Products singled out for RFID at present are those of high value; clothing, DVDs and so on. Clothing actually raises an interesting issue, that of privacy, for if the garments you are wearing are readable in some way by someone, it opens up the possibility of malicious use of that information. Privacy is a question the Auto UD Labs are working through. Macfarlane says it will not scupper RFID, but does need to be carefully considered and resolved.

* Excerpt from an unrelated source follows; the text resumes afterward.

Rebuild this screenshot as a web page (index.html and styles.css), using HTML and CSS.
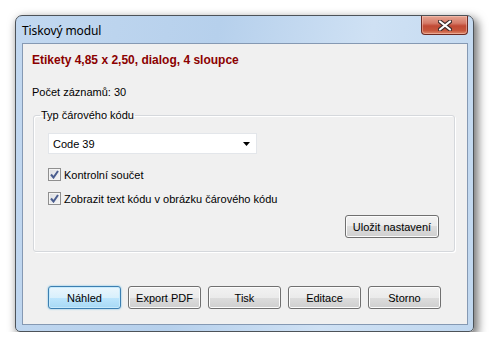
FILE: index.html
```html
<!DOCTYPE html>
<html lang="cs">
<head>
<meta charset="utf-8">
<title>Tiskový modul</title>
<link rel="stylesheet" href="styles.css">
</head>
<body>
<div class="window">
  <div class="titlebar">
    <span class="title">Tiskový modul</span>
    <span class="close">
      <svg width="14" height="11" viewBox="0 0 14 11"><path d="M2 1.5 L12 9.5 M12 1.5 L2 9.5" stroke="#3a2a2a" stroke-width="4.2" stroke-linecap="round"/><path d="M2 1.5 L12 9.5 M12 1.5 L2 9.5" stroke="#ffffff" stroke-width="2.2" stroke-linecap="round"/></svg>
    </span>
  </div>
  <div class="client">
    <div class="heading">Etikety 4,85 x 2,50, dialog, 4 sloupce</div>
    <div class="count">Počet záznamů: 30</div>
    <fieldset class="group">
      <legend>Typ čárového kódu</legend>
      <div class="combo">
        <span>Code 39</span>
        <svg width="8" height="4" viewBox="0 0 8 4"><path d="M0 0 H7 L3.5 4 Z" fill="#000"/></svg>
      </div>
      <label class="check"><span class="box"><svg width="9" height="9" viewBox="0 0 9 9"><path d="M1 4.5 L3.5 7.5 L8 1" stroke="#4a5d8f" stroke-width="2" fill="none"/></svg></span>Kontrolní součet</label>
      <label class="check"><span class="box"><svg width="9" height="9" viewBox="0 0 9 9"><path d="M1 4.5 L3.5 7.5 L8 1" stroke="#4a5d8f" stroke-width="2" fill="none"/></svg></span>Zobrazit text kódu v obrázku čárového kódu</label>
      <div class="save-row"><button class="btn save">Uložit nastavení</button></div>
    </fieldset>
    <div class="buttons">
      <button class="btn default">Náhled</button>
      <button class="btn">Export PDF</button>
      <button class="btn">Tisk</button>
      <button class="btn">Editace</button>
      <button class="btn">Storno</button>
    </div>
  </div>
</div>
</body>
</html>
```
FILE: styles.css
```css
html, body {
  margin: 0;
  padding: 0;
  background: #ffffff;
}
body {
  font-family: "Liberation Sans", Arial, sans-serif;
  font-size: 11px;
  color: #000;
}
.window {
  margin: 15px 0 0 15px;
  width: 459px;
  height: 317px;
  box-sizing: border-box;
  border: 1px solid #4d5359;
  border-radius: 7px 7px 5px 5px;
  background: linear-gradient(100deg, #c2d8f0 0%, #b6d0ec 40%, #cfe1f4 70%, #c0d7ef 100%);
  box-shadow: 3px 4px 10px 1px rgba(0,0,0,0.55);
  padding: 0 5px 6px 6px;
  display: flex;
  flex-direction: column;
}
.titlebar {
  height: 27px;
  display: flex;
  align-items: flex-start;
  justify-content: space-between;
}
.title {
  font-family: "Noto Sans", "Liberation Sans", sans-serif;
  font-size: 12px;
  color: #000;
  margin-top: 6px;
  letter-spacing: -0.1px;
}
.close {
  width: 47px;
  height: 19px;
  box-sizing: border-box;
  border: 1px solid #6b2a22;
  border-top: none;
  border-radius: 0 0 4px 4px;
  background: linear-gradient(#e6a592 0%, #d57a68 40%, #c14a35 55%, #c6553b 80%, #de8b6d 100%);
  box-shadow: inset 0 0 0 1px rgba(255,210,200,0.45);
  display: flex;
  align-items: center;
  justify-content: center;
}
.client {
  flex: 1;
  background: #f0f0f0;
  border: 1px solid #8599b3;
  display: flex;
  flex-direction: column;
}
.heading {
  font-size: 12px;
  font-weight: bold;
  color: #8b0000;
  line-height: 16px;
  margin: 8px 0 0 9px;
}
.count {
  line-height: 13px;
  margin: 18px 0 0 9px;
}
.group {
  margin: 10px 12px 0 10px;
  padding: 11px 15px 13px 14px;
  border: 1px solid #d5d8dc;
  border-radius: 3px;
  box-shadow: inset 1px 1px 0 #ffffff, 1px 1px 0 #ffffff;
  min-width: 0;
}
.group legend {
  margin-left: -8px;
  padding: 0 1px;
  line-height: 13px;
}
.combo {
  width: 209px;
  height: 21px;
  box-sizing: border-box;
  background: #fff;
  border: 1px solid #e3e6ea;
  display: flex;
  align-items: center;
  justify-content: space-between;
  padding: 0 4px 0 4px;
}
.combo svg { display: block; margin-right: 1px; }
.check {
  display: flex;
  align-items: center;
  height: 13px;
  margin-top: 11px;
}
.combo + .check { margin-top: 14px; }
.box {
  width: 13px;
  height: 13px;
  box-sizing: border-box;
  border: 1px solid #8f8f8f;
  background: linear-gradient(135deg, #dcdee2, #f6f6f6);
  box-shadow: inset 0 0 0 1px #f4f4f4;
  display: flex;
  align-items: center;
  justify-content: center;
  margin-right: 3px;
}
.box svg { display: block; }
.save-row {
  display: flex;
  justify-content: flex-end;
  margin-top: 10px;
}
.btn {
  font-family: "Liberation Sans", Arial, sans-serif;
  font-size: 11px;
  color: #000;
  height: 23px;
  box-sizing: border-box;
  border: 1px solid #707070;
  border-radius: 3px;
  background: linear-gradient(#f2f2f2 0%, #ebebeb 50%, #dddddd 50%, #cfcfcf 100%);
  box-shadow: inset 0 0 0 1px #fcfcfc;
  padding: 0;
}
.save { width: 94px; }
.buttons {
  margin: auto 0 15px 25px;
  display: flex;
  gap: 7px;
}
.buttons .btn { width: 73px; }
.btn.default {
  border-color: #3c7fb1;
  background: linear-gradient(#eaf6fd 0%, #d9f0fc 50%, #bee6fd 50%, #a7d9f5 100%);
  box-shadow: inset 0 0 0 1px #c7eafc, 0 0 2px #5fb8e6;
}
```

Another driver is the US Department of Defence (DoD). It has requested RFID for its entire food supply chain by January 2005, and, unlike Wal-Mart, is prepared to pay for them. It wants active tags on all shipments, large items and containers, and passive tags on pallets, cases and some items. It will tag the packaging for now, but will tag the item when that becomes possible. By implementing RFID, the DoD believes it will be able to provide a better food service to its forces on the ground. The Department is unlikely to stop at food, uniforms, weapons and equipment are all likely to have RFID in the near future, in that way an exact track can be kept of everything, a notoriously difficult job in the armed forces. In Aerospace, arch rivals Being and Airbus have formed a joint working party to initiate RFID implementation, and there is an initiative by IATA, the international airline association to have RFID on all items of passenger baggage by the year 2007, partly to minimise the potential for lost baggage and partly to help eliminate terrorist possibilities. RFID is not just being developed in Europe and the US, many leading Australian companies are involved including Visy and Coles Myer.
Packaging, according to Macfarlane, is possibly the most innovative sector of all for RFID, and there are serious developments going on all the time in new packaging methods, new materials, for instance conductive inks, and in life cycle deployment.
Issues remain for RFID, including the need to integrate with existing systems, with challenges in systems integration and levels of integration. There are still issues of tag performance, for instance a tag on the middle of a wine bottle label does not perform too well. There is a confusion around who should be working with whom, and who pays. Privacy has to be worked out, as does security on many levels. However Macfarlane and his co-developers are confident they will be ironed out as the drivers push forward irresistibly. He believes that the benefits RFID will deliver to the packaging supply chain, will lead to new ways of operation, sleeker systems, delivering lower costs, faster speed to market and safety. After a relatively short gestation period, RFID is coming of age, and the next couple of years will see its first public steps.